Is your internal clock moving too fast or too slow? Do you find that you are always running late, or, alternatively, arriving too early and consequently “wasting” time (i.e., burdened with time periods you can’t fill with appropriate action)? If so, it’s time to recalibrate. Change the pace at which you do things. The world proceeds objectively at clock time, but your internal clock is subjective. You may need to align the clocks better. Change your schedule or rearrange your tasks to make your internal clock better aligned with real clock time.

Better time planning

Sometimes we simply err in assessing how much time to allocate to each of our various tasks. Each one takes longer than we planned, and by the end of the day, we’re several tasks “behind” and some will remain undone. If that happens over and over again, if there is regularity in your mistiming, you should change your mode of planning. Allocate different — more realistic — amounts of time to the completion of each task. Allow for delays. Don’t “lose track of time”.

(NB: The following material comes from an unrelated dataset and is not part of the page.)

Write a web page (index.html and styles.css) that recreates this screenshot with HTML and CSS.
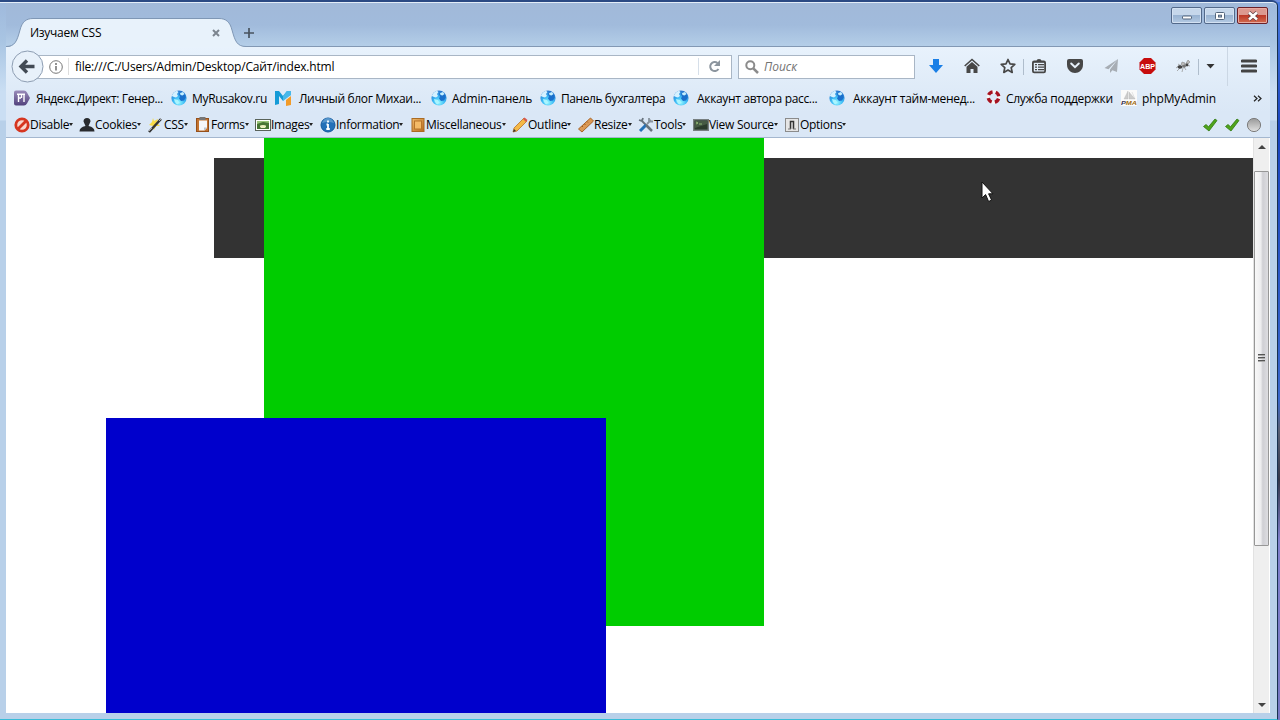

Fix your prospective memory

Do you put tasks on your to-do list for the future and then forget them? This is a failure of prospective memory — your memory of the future. Prospective memory is your recall of the schedule you had planned out for yourself. One answer is to use mechanical or digital aids. Write down your to-do’s on a calendar. Enter them into your phone. Set an alarm as reminder.

Whatever, happens, don’t be the bottleneck.

Time management is not trivial. For entrepreneurs, being late, missing meetings, missing deadlines, or experiencing delays is likely going to cost you dearly.

Don’t be the bottleneck, don’t be the one causing the problems, for your colleagues, your partners, your customers, or any collaborators. Fix your own timing issues.